### [Task description]
All lines holding the string "image" are to be shown.
—————
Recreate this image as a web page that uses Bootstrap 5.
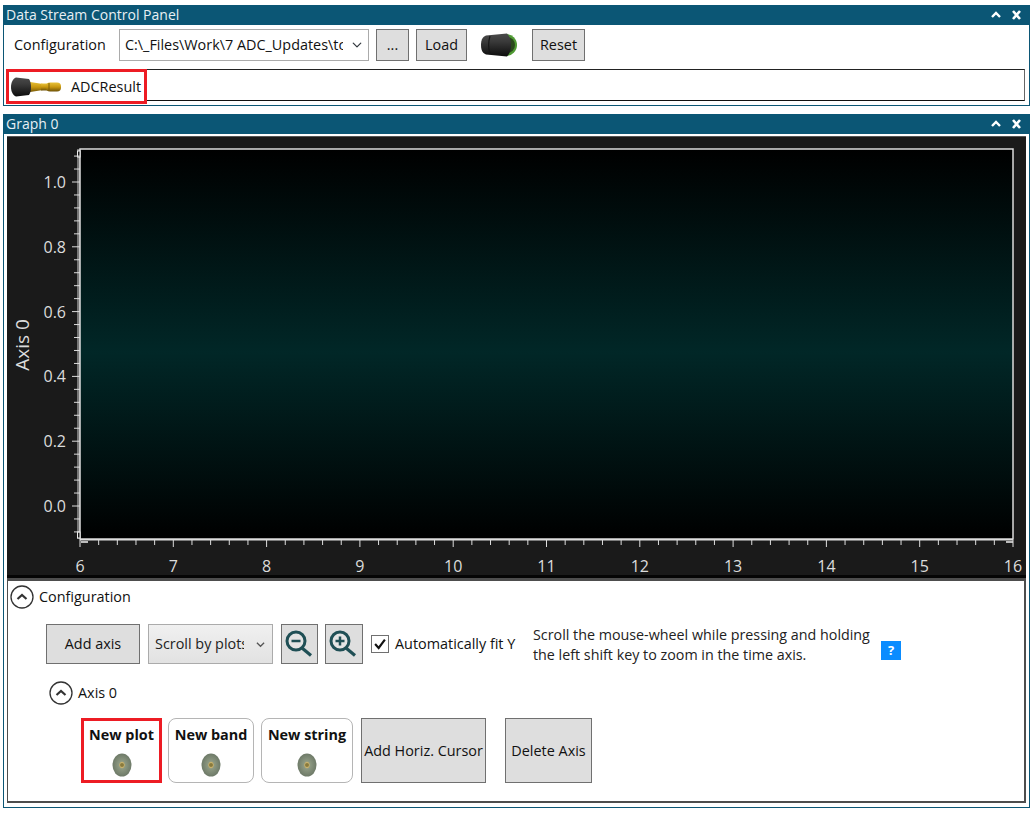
<!DOCTYPE html>
<html lang="en">
<head>
  <meta charset="UTF-8">
  <title>Data Stream Control Panel</title>
  <link href="https://cdn.jsdelivr.net/npm/bootstrap@5.3.2/dist/css/bootstrap.min.css" rel="stylesheet">
  <style>
    body { background: #fff; color: #111; font-family: "Open Sans", "Noto Sans", sans-serif; font-size: 14.4px; line-height: 20px; }
    .win { width: 1027px; margin-left: 3px; border: 1px solid #0b5675; border-top: 0; }
    .win-top { margin-top: 5px; height: 101px; }
    .win-graph { margin-top: 8px; height: 694px; }
    .win-bar { height: 20px; background: #0b5675; color: #e8f0f4; padding: 0 4px 0 2px; font-size: 14px; }
    .cfg-row { height: 44px; padding: 4px 0 0 10px; }
    .cfg-label { width: 105px; line-height: 32px; }
    .grey-btn { --bs-btn-padding-x: 0; --bs-btn-padding-y: 0; --bs-btn-font-size: 14.4px; --bs-btn-color: #111; --bs-btn-bg: #dedede; --bs-btn-border-color: #707070; --bs-btn-border-radius: 0; --bs-btn-hover-bg: #dedede; --bs-btn-hover-border-color: #707070; --bs-btn-line-height: 20px; flex: none; }
    .btn-dots { width: 33px; height: 32px; margin-right: 7px; }
    .btn-load { width: 51px; height: 32px; margin-right: 14px; }
    .btn-reset { width: 53px; height: 32px; margin-left: 15px; }
    .btn-add-axis { width: 94px; margin-right: 8px; }
    .btn-zoom-out { width: 37px; margin-right: 7px; }
    .btn-zoom-in { width: 38px; }
    .btn-cursor { width: 125px; height: 65px; margin-left: 8px; }
    .btn-delete { width: 87px; height: 65px; margin-left: 19px; }
    .sel-file { width: 250px; height: 32px; margin-right: 7px; border: 1px solid #ababab; border-radius: 0; font-size: 14.4px; color: #111; padding: 0 25px 0 5px; background-position: right 6px center; background-size: 10px 10px; }
    .knob-icon { margin-top: 4px; }
    .chan-box { height: 32px; margin: 0 4px 0 2px; border: 1px solid #111; border-top-color: #222; border-left-color: #777; border-right-color: #666; }
    .chan-chip { width: 141px; height: 35px; margin: -1px 0 0 -1px; border: 3px solid #ed1c24; padding-left: 2px; background: #fff; flex: none; }
    .chan-name { margin-left: 10px; }
    .graph-wrap { height: 442px; margin: 2px 3px 0 3px; background: #1a1a1a; border-top: 1px solid #555; }
    .graph-wrap svg { display: block; }
    .graph-text { font-family: "Open Sans", "Noto Sans", sans-serif; font-size: 16px; fill: #dcdcdc; }
    .axis-title { font-size: 19px; }
    .cfg-pane { height: 225px; margin: 0 3px 0 3px; border: 2px solid #4d4d4d; border-top-width: 3px; border-left-width: 1px; background: #fff; }
    .sect-head { height: 24px; }
    .head-config { margin: 4px 0 0 2px; }
    .head-axis { margin: 17px 0 0 41px; }
    .chev-gap { margin-right: 5px; }
    .tools-row { height: 40px; margin: 15px 0 0 38px; }
    .sel-mode { width: 125px; height: 40px; margin-right: 8px; border: 1px solid #ababab; border-radius: 0; font-size: 14.4px; color: #222; padding: 0 28px 0 6px; background: url("data:image/svg+xml,%3csvg xmlns='http://www.w3.org/2000/svg' viewBox='0 0 10 10'%3e%3cpath fill='none' stroke='%23555' stroke-width='1.4' d='M1 3l4 4 4-4'/%3e%3c/svg%3e") no-repeat right 7px center / 9px 9px, linear-gradient(#f0f0f0, #e2e2e2); }
    .fit-block { width: 146px; margin-left: 8px; }
    .fit-check { width: 18px; height: 18px; border: 1px solid #707070; background: #fff; flex: none; margin-right: 6px; }
    .hint-text { width: 348px; margin-left: 16px; padding-top: 1px; line-height: 20px; color: #222; font-size: 14.3px; white-space: nowrap; }
    .help-mark { width: 20px; height: 19px; margin-top: 17px; background: #0a8cff; color: #fff; font-weight: 700; font-size: 13px; line-height: 19px; flex: none; }
    .cards-row { margin: 13px 0 0 73px; }
    .add-card { height: 65px; border: 1px solid #b5b5b5; border-radius: 8px; background: #fff; font-weight: 700; padding-top: 6px; flex: none; }
    .add-card.is-picked { width: 81px; border: 3px solid #ed1c24; border-radius: 0; padding-top: 4px; }
    .card-band { width: 86px; margin-left: 6px; }
    .card-string { width: 92px; margin-left: 7px; }
  </style>
</head>
<body>
  <svg width="0" height="0" class="position-absolute">
    <defs>
      <linearGradient id="goldPin" x1="0" y1="0" x2="0" y2="1"><stop offset="0" stop-color="#e8c23a"/><stop offset=".5" stop-color="#c9980f"/><stop offset="1" stop-color="#6d5208"/></linearGradient>
      <linearGradient id="rubber" x1="0" y1="0" x2="0" y2="1"><stop offset="0" stop-color="#4a4a4a"/><stop offset=".35" stop-color="#3a3a3a"/><stop offset="1" stop-color="#0c0c0c"/></linearGradient>
      <linearGradient id="plotFill" x1="0" y1="0" x2="0" y2="1"><stop offset="0" stop-color="#000"/><stop offset=".52" stop-color="#012727"/><stop offset="1" stop-color="#000"/></linearGradient>
      <radialGradient id="discFill"><stop offset="0" stop-color="#e6d79a"/><stop offset=".25" stop-color="#c4ad6a"/><stop offset=".32" stop-color="#8e9a83"/><stop offset="1" stop-color="#6e7a68"/></radialGradient>
      <symbol id="chevCircle" viewBox="0 0 24 24"><circle cx="12" cy="12" r="11" fill="#fff" stroke="#333" stroke-width="1.3"/><path d="M7.500 14l4.500-4 4.500 4" fill="none" stroke="#333" stroke-width="2.200"/></symbol>
      <symbol id="winBtns" viewBox="0 0 34 12"><path d="M1 8l4-4 4 4" fill="none" stroke="#fff" stroke-width="2.400"/><path d="M22 2l7 8M29 2l-7 8" fill="none" stroke="#fff" stroke-width="2.600"/></symbol>
      <symbol id="discIcon" viewBox="0 0 20 24"><ellipse cx="10" cy="12" rx="9.500" ry="11.500" fill="url(#discFill)"/><circle cx="10" cy="12" r="2" fill="#8a7a3c"/></symbol>
    </defs>
  </svg>

  <div class="win win-top">
    <div class="win-bar d-flex justify-content-between align-items-center">
      <span>Data Stream Control Panel</span>
      <svg width="34" height="12"><use href="#winBtns"/></svg>
    </div>
    <div class="cfg-row d-flex align-items-start">
      <span class="cfg-label">Configuration</span>
      <select class="form-select sel-file"><option>C:\_Files\Work\7 ADC_Updates\tcp_settings.xml</option></select>
      <button class="btn grey-btn btn-dots">...</button>
      <button class="btn grey-btn btn-load">Load</button>
      <svg class="knob-icon" width="36" height="24" viewBox="0 0 36 24">
        <circle cx="25" cy="12" r="11" fill="#4f9a33"/>
        <circle cx="26" cy="12" r="8" fill="#2a4a1c"/>
        <path d="M5 2.500L26 .5c3 3 4 7 4 11.500s-1 8.500-4 11.500L5 21.500C1 20 0 16 0 12s1-8 5-9.500z" fill="url(#rubber)"/>
        <path d="M9 3c-1.500 5-1.500 13 0 18" fill="none" stroke="#161616" stroke-width="1.200"/>
      </svg>
      <button class="btn grey-btn btn-reset">Reset</button>
    </div>
    <div class="chan-box d-flex">
      <div class="chan-chip d-flex align-items-center">
        <svg width="50" height="24" viewBox="0 0 50 24">
          <path d="M16 6.500l16 2.500v6l-16 2.500z" fill="url(#goldPin)"/>
          <rect x="30" y="8.500" width="8" height="7" fill="url(#goldPin)"/>
          <rect x="35" y="7.500" width="15" height="9" rx="4" fill="url(#goldPin)"/>
          <path d="M38 8v8" stroke="#7a5c08"/>
          <path d="M5 2.500L18 4c1.500 2 2 5 2 8s-.5 6-2 8L5 21.500C2 20.500 0 16.500 0 12s2-8.500 5-9.500z" fill="url(#rubber)"/>
        </svg>
        <span class="chan-name">ADCResult</span>
      </div>
    </div>
  </div>

  <div class="win win-graph">
    <div class="win-bar d-flex justify-content-between align-items-center">
      <span>Graph 0</span>
      <svg width="34" height="12"><use href="#winBtns"/></svg>
    </div>
    <div class="graph-wrap">
      <svg id="graphSvg" width="1019" height="441" viewBox="7 137 1019 441"></svg>
    </div>
    <div class="cfg-pane">
      <div class="sect-head head-config d-flex align-items-center">
        <svg class="chev-gap" width="24" height="24"><use href="#chevCircle"/></svg>
        <span>Configuration</span>
      </div>
      <div class="tools-row d-flex">
        <button class="btn grey-btn btn-add-axis">Add axis</button>
        <select class="form-select sel-mode"><option>Scroll by plots</option></select>
        <button class="btn grey-btn btn-zoom-out d-flex align-items-center justify-content-center">
          <svg width="30" height="30" viewBox="0 0 30 30"><circle cx="11" cy="12" r="9" fill="#e4e4e4" stroke="#1f4f55" stroke-width="3"/><path d="M6.500 12h9" stroke="#1f4f55" stroke-width="2.500"/><path d="M17 19l9 7.500" stroke="#1f4f55" stroke-width="3.200"/></svg>
        </button>
        <button class="btn grey-btn btn-zoom-in d-flex align-items-center justify-content-center">
          <svg width="30" height="30" viewBox="0 0 30 30"><circle cx="11" cy="12" r="9" fill="#e4e4e4" stroke="#1f4f55" stroke-width="3"/><path d="M6.500 12h9M11 7.500v9" stroke="#1f4f55" stroke-width="2.500"/><path d="M17 19l9 7.500" stroke="#1f4f55" stroke-width="3.200"/></svg>
        </button>
        <div class="fit-block d-flex align-items-center">
          <svg class="fit-check" viewBox="0 0 18 18"><path d="M3.500 9l4 4.500 7-9.500" fill="none" stroke="#111" stroke-width="2.400"/></svg>
          <span class="text-nowrap">Automatically fit Y</span>
        </div>
        <div class="hint-text">Scroll the mouse-wheel while pressing and holding<br>the left shift key to zoom in the time axis.</div>
        <div class="help-mark text-center">?</div>
      </div>
      <div class="sect-head head-axis d-flex align-items-center">
        <svg class="chev-gap" width="24" height="24"><use href="#chevCircle"/></svg>
        <span>Axis 0</span>
      </div>
      <div class="cards-row d-flex">
        <div class="add-card is-picked text-center">New plot<br><svg class="mt-2" width="20" height="24"><use href="#discIcon"/></svg></div>
        <div class="add-card card-band text-center">New band<br><svg class="mt-2" width="20" height="24"><use href="#discIcon"/></svg></div>
        <div class="add-card card-string text-center">New string<br><svg class="mt-2" width="20" height="24"><use href="#discIcon"/></svg></div>
        <button class="btn grey-btn btn-cursor">Add Horiz. Cursor</button>
        <button class="btn grey-btn btn-delete">Delete Axis</button>
      </div>
    </div>
  </div>

  <script>
    const svg = document.getElementById("graphSvg");
    const yAt = v => 506 - v * 324;
    const xAt = v => 80 + (v - 6) * 93.3;
    let html = `<rect x="77" y="149" width="3" height="390" fill="#777"/>
      <rect x="80" y="149" width="933" height="390" fill="url(#plotFill)" stroke="#ddd" stroke-width="1.500"/>
      <rect x="80" y="539" width="933" height="1.500" fill="#ddd"/>
      <rect x="77.500" y="151" width="2.500" height="6" fill="#1a1a1a" stroke="#eee"/>
      <rect x="77.500" y="532" width="2.500" height="6" fill="#1a1a1a" stroke="#eee"/>
      <rect x="81" y="541" width="7" height="2" fill="#bbb"/>
      <rect x="1006" y="541" width="7" height="2" fill="#bbb"/>
      <rect x="7" y="575" width="1019" height="3" fill="#050505"/>`;

    for (let i = -3; i <= 27; i++) {
      const v = i * 0.04;
      const y = yAt(v);
      if (y < 150 || y > 537) continue;
      const major = i % 5 === 0;
      html += `<line x1="${major ? 72 : 74}" x2="80" y1="${y}" y2="${y}" stroke="#ddd"/>`;
      if (major) html += `<text class="graph-text" x="66" y="${y + 6}" text-anchor="end">${v.toFixed(1)}</text>`;
    }
    for (let i = 0; i <= 50; i++) {
      const x = xAt(6 + i / 5);
      const major = i % 5 === 0;
      html += `<line x1="${x}" x2="${x}" y1="540" y2="${major ? 547 : 545}" stroke="#ddd"/>`;
      if (major) html += `<text class="graph-text" x="${x}" y="572" text-anchor="middle">${6 + i / 5}</text>`;
    }
    html += `<text class="graph-text axis-title" text-anchor="middle" transform="translate(29 345) rotate(-90)">Axis 0</text>`;
    svg.innerHTML = html;
  </script>
  <script src="https://cdn.jsdelivr.net/npm/bootstrap@5.3.2/dist/js/bootstrap.bundle.min.js"></script>
</body>
</html>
—————
### [Written response]
Recreate this image as a web page that uses Bootstrap 5.
    .sel-mode { width: 125px; height: 40px; margin-right: 8px; border: 1px solid #ababab; border-radius: 0; font-size: 14.4px; color: #222; padding: 0 28px 0 6px; background: url("data:image/svg+xml,%3csvg xmlns='http://www.w3.org/2000/svg' viewBox='0 0 10 10'%3e%3cpath fill='none' stroke='%23555' stroke-width='1.4' d='M1 3l4 4 4-4'/%3e%3c/svg%3e") no-repeat right 7px center / 9px 9px, linear-gradient(#f0f0f0, #e2e2e2); }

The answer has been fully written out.